• The Zohar (Zohar II, 159a) teaches that Israel's defeat at Aphek and the capture of the Ark represents the most catastrophic breach in the war against the Sitra Achra — the Shekhinah Herself going into exile among the Klipot. The Ark was the throne of the Shekhinah on earth, the nexus point of Malkhut, and its capture was a victory for the Other Side of cosmic proportions. Israel had treated the Ark as a magical talisman rather than as the living Presence, and this desacralization opened the door.
• According to Zohar III (Zohar III, 74b), the deaths of Hophni and Phinehas in battle fulfilled the heavenly decree Samuel received, confirming that the Sitra Achra had been permitted to collect its due from the compromised priesthood. Their deaths were not random battlefield casualties but the execution of supernal judgment. The Klipot that they had fed through their sins now consumed them.

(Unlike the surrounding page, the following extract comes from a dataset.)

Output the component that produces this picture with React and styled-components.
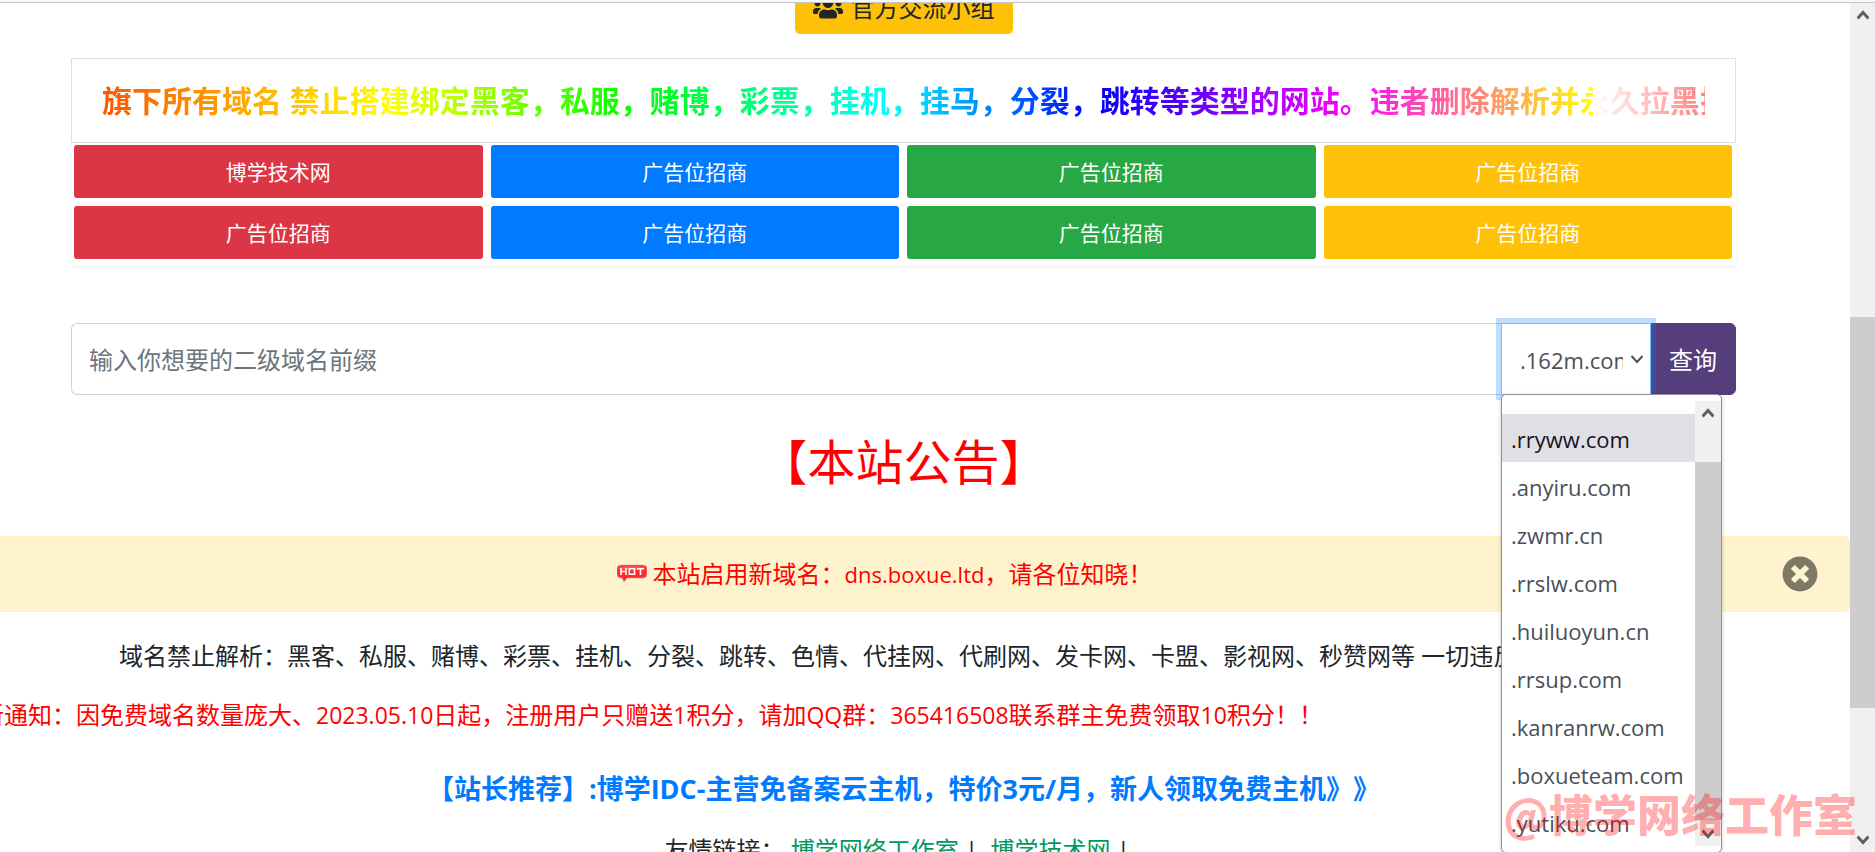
import { useState } from 'react'
import styled, { createGlobalStyle } from 'styled-components'
import { FaUsers, FaTimesCircle } from 'react-icons/fa'

const GlobalStyle = createGlobalStyle`
*{
box-sizing: border-box;
}
body{
margin: 0;
background-color: #fff;
color: #212529;
font-family: "Open Sans", "Noto Sans CJK SC", sans-serif;
font-size: 24px;
line-height: 36px;
text-spacing-trim: space-all;
}
button, input, select{
font: inherit;
}
a{
text-decoration: none;
}
`

const Window = styled.div`
display: grid;
grid-template-columns: minmax(0, 1fr) auto;
grid-template-rows: auto minmax(0, 1fr);
height: 100vh;
overflow: hidden;
position: relative;
`

const TopEdge = styled.div`
grid-column: 1 / -1;
height: 3px;
border-bottom: 1px solid #c8c8c8;
background-color: #f8f8f8;
`

const Page = styled.main`
overflow: hidden;
`

const Section = styled.div`
padding: 0 114px 0 71px;
text-align: center;
`

const Top = styled.div`
display: flex;
justify-content: center;
margin-top: -21px;
`

const GroupButton = styled.button`
display: flex;
align-items: center;
gap: 8px;
height: 52px;
padding: 0 18px;
border: none;
border-radius: 5px;
background-color: #ffc107;
color: #212529;
cursor: pointer;
`

const NoticeCard = styled.div`
margin-top: 24px;
padding: 20px 30px;
border: 1px solid #dfdfdf;
`

const Rainbow = styled.div`
overflow: hidden;
white-space: nowrap;
text-align: left;
font-size: 30px;
font-weight: 700;
line-height: 43px;
color: transparent;
background-image: linear-gradient(to right, #ff5500, #ffff00 18%, #00ff00 33%, #00ffff 49%, #0000ff 62%, #ff00ff 78%, #ffff00 93%, #ffffff 93%, #ff8080);
background-clip: text;
-webkit-background-clip: text;
`

const AdRow = styled.div`
display: grid;
grid-template-columns: repeat(4, 1fr);
column-gap: 8px;
padding: 2px 4px 6px 3px;
box-shadow: 0 2px 4px rgba(0, 0, 0, .05);
`

const Ad = styled.a`
padding: 11px 0 10px;
border-radius: 3px;
background-color: ${(props) => props.$color};
color: #fff;
font-size: 21px;
line-height: 32px;
`

const SearchForm = styled.form`
display: flex;
height: 72px;
margin-top: 58px;
`

const Prefix = styled.input`
flex: 1;
min-width: 0;
padding: 2px 17px 0;
border: 1px solid #ced4da;
border-right: none;
border-radius: 6px 0 0 6px;
color: #495057;
outline: none;

&::placeholder{
color: #6c757d;
opacity: 1;
}
`

const SelectBox = styled.div`
position: relative;
width: 150px;
z-index: 2;
`

const Suffix = styled.select`
width: 100%;
height: 100%;
padding: 2px 27px 0 18px;
appearance: none;
border: 1px solid #80bdff;
border-radius: 0;
background-color: #fff;
color: #495057;
font-size: 22px;
box-shadow: 0 0 0 5px rgba(0, 123, 255, .25);
outline: none;
`

const SelectArrow = styled.svg`
position: absolute;
right: 7px;
top: 32px;
pointer-events: none;
`

const SearchButton = styled.button`
padding: 2px 18px 0 17px;
border: 1px solid #563d7c;
border-radius: 0 6px 6px 0;
background-color: #563d7c;
color: #fff;
cursor: pointer;
`

const Dropdown = styled.div`
position: absolute;
top: 71px;
left: 0;
width: 221px;
display: flex;
padding: 6px 0;
border: 1px solid #8f8f9d;
border-radius: 5px;
background-color: #fff;
box-shadow: 0 1px 4px rgba(0, 0, 0, .2);
`

const Options = styled.ul`
flex: 1;
min-width: 0;
margin: 0;
padding: 13px 0 0;
list-style: none;
text-align: left;
font-size: 22px;
`

const Option = styled.li`
padding: 7px 9px 5px;
background-color: ${(props) => props.$active ? "#e0dfe6" : "#fff"};
color: ${(props) => props.$active ? "#15141a" : "#495057"};
cursor: default;
`

const Track = styled.div`
display: flex;
flex-direction: column;
align-items: center;
flex-shrink: 0;
width: ${(props) => props.$width};
background-color: #f0f0f0;
`

const TrackEnd = styled.div`
flex: ${(props) => props.$size};
display: flex;
align-items: ${(props) => props.$align};

svg{
margin: 7px 0;
}
`

const Thumb = styled.div`
flex: ${(props) => props.$size};
width: 100%;
background-color: #cdcdcd;
`

const Title = styled.h1`
margin: 31px 0 38px;
color: #ff0000;
font-size: 48px;
font-weight: 400;
line-height: 72px;
`

const Alert = styled.div`
display: flex;
align-items: center;
padding: 19px 31px;
border: 1px solid #ffeeba;
border-left: none;
border-radius: 0 6px 6px 0;
background-color: #fff3cd;
color: #ff0000;
`

const AlertText = styled.div`
flex: 1;
display: flex;
align-items: center;
justify-content: center;
gap: 6px;
padding-right: 44px;
`

const Latin = styled.span`
font-size: ${(props) => props.$size || "22px"};
`

const Close = styled.button`
display: flex;
padding: 0;
border: none;
background: none;
color: #000;
opacity: .5;
filter: drop-shadow(0 1px 0 #fff);
cursor: pointer;
`

const Line = styled.p`
height: 36px;
margin: ${(props) => props.$top} 0 0;
padding-left: ${(props) => props.$left || "0"};
overflow: hidden;
white-space: nowrap;
`

const Scrolling = styled(Line)`
color: #ff0000;
text-indent: -44px;
`

const Recommend = styled.a`
display: block;
margin-top: 38px;
color: #007bff;
font-size: 27px;
font-weight: 700;
`

const Links = styled.div`
margin-top: 25px;
white-space: pre;
`

const FriendLink = styled.a`
color: #009966;
`

const Watermark = styled.div`
position: absolute;
right: 18px;
bottom: 12px;
z-index: 5;
color: rgba(255, 0, 0, .32);
font-family: "Noto Sans CJK SC", sans-serif;
font-size: 44px;
font-weight: 900;
line-height: 54px;
pointer-events: none;
`

const ads = [
    ["博学技术网", "广告位招商", "广告位招商", "广告位招商"],
    ["广告位招商", "广告位招商", "广告位招商", "广告位招商"],
]

const colors = ["#dc3545", "#007bff", "#28a745", "#ffc107"]

const domains = [
    ".rryww.com",
    ".anyiru.com",
    ".zwmr.cn",
    ".rrslw.com",
    ".huiluoyun.cn",
    ".rrsup.com",
    ".kanranrw.com",
    ".boxueteam.com",
    ".yutiku.com",
]

const Arrow = ({ down }) => (
    <svg width="12" height="10" viewBox="0 0 12 10" fill="none" stroke="#606060" strokeWidth="3">
        <path d={down ? "M0.5 1.5L6 7.5L11.5 1.5" : "M0.5 8.5L6 2.5L11.5 8.5"} />
    </svg>
)

const Scrollbar = ({ width, before, thumb, after }) => (
    <Track $width={width}>
        <TrackEnd $size={before} $align="flex-start"><Arrow /></TrackEnd>
        <Thumb $size={thumb} />
        <TrackEnd $size={after} $align="flex-end"><Arrow down /></TrackEnd>
    </Track>
)

const HotIcon = () => (
    <svg width="30" height="20" viewBox="0 0 30 20">
        <path d="M4 1H26Q30 1 30 5V10Q30 14 26 14H10L7 18L5 14H4Q0 14 0 10V5Q0 1 4 1Z" fill="#ff2a2a" stroke="#e8a0a0" strokeWidth="0.6" />
        <path d="M2 3Q15 1 28 3V6H2Z" fill="#ff7070" opacity=".6" />
        <path d="M4 4V11M9 4V11M4 7.5H9M12.300 4.800H17.500V10.200H12.300ZM20 4.800H27M23.500 4.500V11" fill="none" stroke="#fff" strokeWidth="1.6" />
    </svg>
)

const App = () => {
    const [active, setActive] = useState(".rryww.com")

    return (
        <Window>
            <GlobalStyle />
            <TopEdge />
            <Page>
                <Section>
                    <Top>
                        <GroupButton type="button">
                            <FaUsers size={30} />
                            官方交流小组
                        </GroupButton>
                    </Top>
                    <NoticeCard>
                        <Rainbow>旗下所有域名 禁止搭建绑定黑客，私服，赌博，彩票，挂机，挂马，分裂，跳转等类型的网站。违者删除解析并永久拉黑拉</Rainbow>
                    </NoticeCard>
                    {ads.map((row, i) => (
                        <AdRow key={i}>
                            {row.map((text, j) => (
                                <Ad key={j} href="#" $color={colors[j]}>{text}</Ad>
                            ))}
                        </AdRow>
                    ))}
                    <SearchForm onSubmit={(e) => e.preventDefault()}>
                        <Prefix type="text" aria-label="二级域名前缀" placeholder="输入你想要的二级域名前缀" />
                        <SelectBox>
                            <Suffix aria-label="域名后缀" defaultValue=".162m.com">
                                <option>.162m.com</option>
                                {domains.map((domain) => (
                                    <option key={domain}>{domain}</option>
                                ))}
                            </Suffix>
                            <SelectArrow width="14" height="9" viewBox="0 0 14 9" fill="none" stroke="#495057" strokeWidth="2">
                                <path d="M1.5 1L7 7L12.5 1" />
                            </SelectArrow>
                            <Dropdown>
                                <Options role="listbox" aria-label="域名列表">
                                    {domains.map((domain) => (
                                        <Option
                                            key={domain}
                                            role="option"
                                            aria-selected={domain === active}
                                            $active={domain === active}
                                            onMouseEnter={() => setActive(domain)}
                                        >
                                            {domain}
                                        </Option>
                                    ))}
                                </Options>
                                <Scrollbar width="26px" before={61} thumb={358} after={26} />
                            </Dropdown>
                        </SelectBox>
                        <SearchButton type="submit">查询</SearchButton>
                    </SearchForm>
                    <Title>【本站公告】</Title>
                </Section>
                <Alert role="alert">
                    <AlertText>
                        <HotIcon />
                        <span>本站启用新域名：<Latin>dns.boxue.ltd</Latin>，请各位知晓！</span>
                    </AlertText>
                    <Close type="button" aria-label="关闭"><FaTimesCircle size={36} /></Close>
                </Alert>
                <Line $top="26px" $left="119px">域名禁止解析：黑客、私服、赌博、彩票、挂机、分裂、跳转、色情、代挂网、代刷网、发卡网、卡盟、影视网、秒赞网等 一切违反</Line>
                <Scrolling $top="23px">最新通知：因免费域名数量庞大、<Latin $size="23px">2023.05.10</Latin>日起，注册用户只赠送<Latin $size="23px">1</Latin>积分，请加<Latin $size="23px">QQ</Latin>群：<Latin $size="23px">365416508</Latin>联系群主免费领取<Latin $size="23px">10</Latin>积分！！</Scrolling>
                <Section>
                    <Recommend href="#">【站长推荐】:博学IDC-主营免备案云主机，特价3元/月，新人领取免费主机》》</Recommend>
                    <Links>
                        友情链接： <FriendLink href="#">博学网络工作室</FriendLink>{" |  "}<FriendLink href="#">博学技术网</FriendLink>{" |  "}
                    </Links>
                </Section>
            </Page>
            <Scrollbar width="25px" before={314} thumb={391} after={144} />
            <Watermark>@博学网络工作室</Watermark>
        </Window>
    )
}

export default App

• The Zohar (Zohar II, 160a) reveals that Eli's death upon hearing the news — falling backward, breaking his neck — was the collapse of a spiritual guardian who had failed his watch. The Zohar compares him to a fortress commander who allowed the enemy to infiltrate and then is killed when the walls fall. His forty years of judging Israel could not compensate for his failure to wage war against the corruption within his own house.
• Tikkunei Zohar (Tikkun 30) explains that the wife of Phinehas naming her dying-breath son Ichabod ("the glory has departed") is a prophetic act acknowledging that the Shekhinah had gone into Philistine exile. This is the nadir of spiritual warfare — when even the naming of children becomes a record of defeat. The Sitra Achra had achieved its objective: separating the divine Presence from Israel.
• The Zohar (Zohar I, 210b) warns that bringing the Ark into battle without proper spiritual preparation — without the full armor of mitzvot and teshuvah — is worse than not bringing it at all, because it exposes the holiest vessel to capture by the Klipot. Israel's elders said "Let us fetch the Ark" as a military strategy, not a spiritual one. The Sitra Achra cannot touch genuine holiness, but it can seize holiness that has been reduced to an object.
• Sotah 35a discusses the disastrous decision to bring the Ark into battle against the Philistines, and the Talmud teaches that the elders authorized it without consulting Samuel. The sages note that the Israelites treated the Ark as a magical talisman rather than a symbol of the covenant, expecting automatic victory from its presence. The Talmud reads the Ark's capture as the consequence of instrumentalizing the sacred.
• Yoma 9a records that the Philistine capture of the Ark fulfilled the prophecy against Eli's house, and the Talmud connects the deaths of Hophni and Phinehas on the battlefield to the divine decree of 1 Samuel 2. The sages teach that the news killed Eli — he fell from his chair and broke his neck — and with his death, the judgeship transferred fully to Samuel. Three deaths in one day closed the era of Shiloh.
• Sanhedrin 104a discusses the Israelite defeat at Aphek, noting that thirty thousand soldiers fell alongside the capture of the Ark. The Talmud treats this as the worst military catastrophe since the golden calf, noting that the loss of the Ark was equivalent to the loss of God's manifest presence among the people. The sages read the double battle — initial skirmish followed by catastrophic defeat — as paralleling the two battles at Ai.
• Megillah 14a records the birth of Ichabod, Phinehas's posthumous son, whose name means "the glory has departed from Israel." The Talmud treats the naming as a prophetic declaration: the Shekhinah's departure was real, not symbolic. The sages teach that the name Ichabod encodes the spiritual state of Israel at its lowest point — a nation without the divine presence, ruled by corrupt priests, defeated by uncircumcised enemies.
• Zevachim 118b discusses the destruction of the Shiloh sanctuary that followed the Ark's capture, noting that the Talmud treats this event as a turning point in the history of worship. The sages record that after Shiloh's destruction, the Tabernacle was moved to Nob and then to Gibeon, and the period of private altars (bamot) was partially restored. The Ark's absence created a liturgical crisis that would not be resolved until Solomon built the Temple.